The Israelis - Yet Another Group
"There is another, very visible, group of Jews in India" says Katz. "The Israelis who come to India after their military service are not a community, yet they are much noticed by many Indians. They have, however, little contact with the local Jewish community.

"In a visit in late 2004, I heard much Hebrew spoken in the streets and saw many signs in Hebrew in certain areas. These advertisements are usually for not very nice hotels, Kriya yoga classes, music courses, and so forth. One shopkeeper, when he saw my skullcap, insisted on speaking Hebrew to me, even though I speak some Hindi.

"The Indian perception of these tourists is frequently not positive as they have little to spend and tend to bargain the Eastern way. They are often seen as clannish and arrogant. Yet people also know that that there is compulsory military service in Israel and that these youngsters come from a tense situation."

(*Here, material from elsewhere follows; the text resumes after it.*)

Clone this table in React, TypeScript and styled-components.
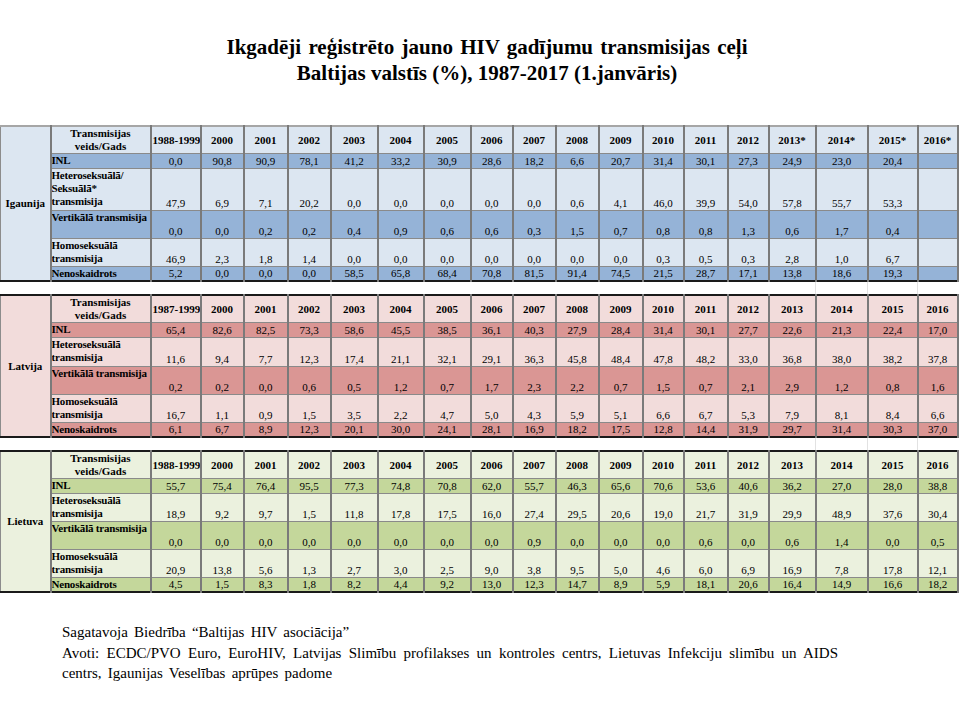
import React from 'react';
import styled, { createGlobalStyle } from 'styled-components';

const GlobalStyle = createGlobalStyle`
  html, body {
    margin: 0;
    padding: 0;
    background: #fff;
  }
  body {
    font-family: "Liberation Serif", "Times New Roman", serif;
    color: #000;
  }
`;

type Tone = 'blue' | 'red' | 'green';

const palette: Record<Tone, { light: string; dark: string; top: string }> = {
  blue: { light: '#dce6f1', dark: '#95b3d7', top: '#a6a6a6' },
  red: { light: '#f2dcdb', dark: '#da9694', top: '#1a1a1a' },
  green: { light: '#ebf1de', dark: '#c4d79b', top: '#1a1a1a' },
};

const colWidths = [50, 100, 50, 43, 44, 43, 47, 46, 47, 42, 43, 43, 44, 41, 44, 41, 47, 52, 50, 40];

const Page = styled.div`
  width: 960px;
  height: 720px;
  display: flex;
  flex-direction: column;
  overflow: hidden;
`;

const Title = styled.h1`
  margin: 34px 0 0;
  padding-left: 14px;
  font-size: 21px;
  font-weight: bold;
  line-height: 26px;
  text-align: center;
`;

const TitleLine = styled.span<{ $spacing: number }>`
  word-spacing: ${p => p.$spacing}px;
`;

const Sheet = styled.table`
  margin-top: 39px;
  width: 957px;
  table-layout: fixed;
  border-collapse: collapse;
  font-size: 11px;
  line-height: 13px;
`;

const Block = styled.tbody<{ $tone: Tone }>`
  border-top: 2px solid ${p => palette[p.$tone].top};
  border-bottom: 2px solid #1a1a1a;
  border-right: 2px solid #333;
  border-left: 1px solid #8c8c8c;
`;

const Row = styled.tr<{ $h: number }>`
  height: ${p => p.$h}px;
`;

const Cell = styled.td<{ $tone: Tone; $dark?: boolean }>`
  padding: 0 1px;
  background: ${p => (p.$dark ? palette[p.$tone].dark : palette[p.$tone].light)};
  border-left: 2px solid #7a7a7a;
  border-right: 2px solid #7a7a7a;
  border-top: 1px solid #8a8a8a;
  border-bottom: 1px solid #8a8a8a;
  text-align: center;
  vertical-align: bottom;
  white-space: nowrap;
  overflow: hidden;
`;

const Country = styled(Cell)`
  font-weight: bold;
  vertical-align: middle;
  border-left: 1px solid #8c8c8c;
`;

const HeadCell = styled(Cell)`
  font-weight: bold;
  vertical-align: middle;
`;

const Label = styled(Cell)`
  padding: 0;
  font-weight: bold;
  text-align: left;
  vertical-align: top;
  letter-spacing: -0.2px;
`;

const GapRow = styled.tr`
  height: 14px;
`;

const GapCell = styled.td<{ $line?: boolean }>`
  padding: 0;
  background: #fff;
  border-left: 1px solid ${p => (p.$line ? '#e2e2e2' : 'transparent')};
`;

const Notes = styled.div`
  margin-top: 29px;
  padding-left: 62px;
  width: 776px;
  font-size: 15px;
  line-height: 20.5px;
`;

const NoteLine = styled.div<{ $justify?: boolean }>`
  text-align: ${p => (p.$justify ? 'justify' : 'left')};
  text-align-last: ${p => (p.$justify ? 'justify' : 'auto')};
  word-spacing: ${p => (p.$justify ? '0' : '2.5px')};
`;

type Country = {
  name: string;
  tone: Tone;
  years: string[];
  heteroLabel: React.ReactNode;
  heteroHeight: number;
  rows: {
    inl: string[];
    hetero: string[];
    vert: string[];
    homo: string[];
    neno: string[];
  };
};

const split = (s: string) => s.split(' ').map(v => (v === '-' ? '' : v));

const years = (first: string, star = false) => [
  first,
  ...Array.from({ length: 13 }, (_, i) => String(2000 + i)),
  ...['2013', '2014', '2015', '2016'].map(y => (star ? y + '*' : y)),
];

const countries: Country[] = [
  {
    name: 'Igaunija',
    tone: 'blue',
    years: years('1988-1999', true),
    heteroLabel: (
      <>
        Heteroseksuālā/
        <br />
        Seksuālā*
        <br />
        transmisija
      </>
    ),
    heteroHeight: 42,
    rows: {
      inl: split('0,0 90,8 90,9 78,1 41,2 33,2 30,9 28,6 18,2 6,6 20,7 31,4 30,1 27,3 24,9 23,0 20,4 -'),
      hetero: split('47,9 6,9 7,1 20,2 0,0 0,0 0,0 0,0 0,0 0,6 4,1 46,0 39,9 54,0 57,8 55,7 53,3 -'),
      vert: split('0,0 0,0 0,2 0,2 0,4 0,9 0,6 0,6 0,3 1,5 0,7 0,8 0,8 1,3 0,6 1,7 0,4 -'),
      homo: split('46,9 2,3 1,8 1,4 0,0 0,0 0,0 0,0 0,0 0,0 0,0 0,3 0,5 0,3 2,8 1,0 6,7 -'),
      neno: split('5,2 0,0 0,0 0,0 58,5 65,8 68,4 70,8 81,5 91,4 74,5 21,5 28,7 17,1 13,8 18,6 19,3 -'),
    },
  },
  {
    name: 'Latvija',
    tone: 'red',
    years: years('1987-1999'),
    heteroLabel: (
      <>
        Heteroseksuālā
        <br />
        transmisija
      </>
    ),
    heteroHeight: 29,
    rows: {
      inl: split('65,4 82,6 82,5 73,3 58,6 45,5 38,5 36,1 40,3 27,9 28,4 31,4 30,1 27,7 22,6 21,3 22,4 17,0'),
      hetero: split('11,6 9,4 7,7 12,3 17,4 21,1 32,1 29,1 36,3 45,8 48,4 47,8 48,2 33,0 36,8 38,0 38,2 37,8'),
      vert: split('0,2 0,2 0,0 0,6 0,5 1,2 0,7 1,7 2,3 2,2 0,7 1,5 0,7 2,1 2,9 1,2 0,8 1,6'),
      homo: split('16,7 1,1 0,9 1,5 3,5 2,2 4,7 5,0 4,3 5,9 5,1 6,6 6,7 5,3 7,9 8,1 8,4 6,6'),
      neno: split('6,1 6,7 8,9 12,3 20,1 30,0 24,1 28,1 16,9 18,2 17,5 12,8 14,4 31,9 29,7 31,4 30,3 37,0'),
    },
  },
  {
    name: 'Lietuva',
    tone: 'green',
    years: years('1988-1999'),
    heteroLabel: (
      <>
        Heteroseksuālā
        <br />
        transmisija
      </>
    ),
    heteroHeight: 28,
    rows: {
      inl: split('55,7 75,4 76,4 95,5 77,3 74,8 70,8 62,0 55,7 46,3 65,6 70,6 53,6 40,6 36,2 27,0 28,0 38,8'),
      hetero: split('18,9 9,2 9,7 1,5 11,8 17,8 17,5 16,0 27,4 29,5 20,6 19,0 21,7 31,9 29,9 48,9 37,6 30,4'),
      vert: split('0,0 0,0 0,0 0,0 0,0 0,0 0,0 0,0 0,9 0,0 0,0 0,0 0,6 0,0 0,6 1,4 0,0 0,5'),
      homo: split('20,9 13,8 5,6 1,3 2,7 3,0 2,5 9,0 3,8 9,5 5,0 4,6 6,0 6,9 16,9 7,8 17,8 12,1'),
      neno: split('4,5 1,5 8,3 1,8 8,2 4,4 9,2 13,0 12,3 14,7 8,9 5,9 18,1 20,6 16,4 14,9 16,6 18,2'),
    },
  },
];

const CountryBlock: React.FC<{ c: Country }> = ({ c }) => {
  const t = c.tone;
  const lines: { key: keyof Country['rows']; label: React.ReactNode; h: number; dark: boolean }[] = [
    { key: 'inl', label: 'INL', h: 15, dark: true },
    { key: 'hetero', label: c.heteroLabel, h: c.heteroHeight, dark: false },
    { key: 'vert', label: 'Vertikālā transmisija', h: 28, dark: true },
    {
      key: 'homo',
      label: (
        <>
          Homoseksuālā
          <br />
          transmisija
        </>
      ),
      h: 28,
      dark: false,
    },
    { key: 'neno', label: 'Nenoskaidrots', h: 13, dark: true },
  ];

  return (
    <Block $tone={t}>
      <Row $h={27}>
        <Country $tone={t} rowSpan={6}>
          {c.name}
        </Country>
        <HeadCell $tone={t}>
          Transmisijas
          <br />
          veids/Gads
        </HeadCell>
        {c.years.map(y => (
          <HeadCell key={y} $tone={t}>
            {y}
          </HeadCell>
        ))}
      </Row>
      {lines.map(line => (
        <Row key={line.key} $h={line.h}>
          <Label $tone={t} $dark={line.dark}>
            {line.label}
          </Label>
          {c.rows[line.key].map((v, i) => (
            <Cell key={i} $tone={t} $dark={line.dark}>
              {v}
            </Cell>
          ))}
        </Row>
      ))}
    </Block>
  );
};

const Gap: React.FC = () => (
  <tbody>
    <GapRow>
      {colWidths.map((_, i) => (
        <GapCell key={i} $line={i >= 17} />
      ))}
    </GapRow>
  </tbody>
);

export default function App() {
  return (
    <Page>
      <GlobalStyle />
      <Title>
        <TitleLine $spacing={2}>Ikgadēji reģistrēto jauno HIV gadījumu transmisijas ceļi</TitleLine>
        <br />
        <TitleLine $spacing={0}>Baltijas valstīs (%), 1987-2017 (1.janvāris)</TitleLine>
      </Title>

      <Sheet>
        <colgroup>
          {colWidths.map((w, i) => (
            <col key={i} style={{ width: w }} />
          ))}
        </colgroup>
        {countries.map((c, i) => (
          <React.Fragment key={c.name}>
            {i > 0 && <Gap />}
            <CountryBlock c={c} />
          </React.Fragment>
        ))}
      </Sheet>

      <Notes>
        <NoteLine>Sagatavoja Biedrība “Baltijas HIV asociācija”</NoteLine>
        <NoteLine $justify>
          Avoti: ECDC/PVO Euro, EuroHIV, Latvijas Slimību profilakses un kontroles centrs, Lietuvas Infekciju slimību un AIDS
        </NoteLine>
        <NoteLine>centrs, Igaunijas Veselības aprūpes padome</NoteLine>
      </Notes>
    </Page>
  );
}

Bringing Back Cultural Forms
"Young Israeli tourists mainly go to the north of India, the Himalayas, or to Goa but not farther south. There is some hope, shared by many in the Indian tourist industry as well as Cochin Jews in Israel, to add Kerala to the normal itinerary of young visiting Israelis. This could be a "roots journey" to rediscover something Jewish in India and through that, something Jewish in themselves.

"Many Indian shopkeepers think there are more Israelis in the world than Germans or French because they see so many of them. One may guess that a higher percentage of Israelis have visited India than people from any other Western country.

"The Israelis who go to India and return to Israel bring back with them some Indian cultural forms, especially what is often called 'spirituality' - which includes meditation - as well as sitar music and a taste for curries. The phenomenon is significant enough to be worth studying sociologically.

"Closely following these youngsters to India are the emissaries of Chabad. The role of Chabad in maintaining far-flung Diaspora communities, especially in Southeast Asia, is profound. Their work in ministering to traveling Israelis is also most significant, and to the best of my knowledge has never been studied.

"We should better understand issues such as, what do they do? What techniques do they employ? Also, what are the issues confronting traveling post-army Israelis? What do they seek from Chabad? Chabad has done more to respond to this phenomenon of young Israelis in India than any other Jewish organization or institution."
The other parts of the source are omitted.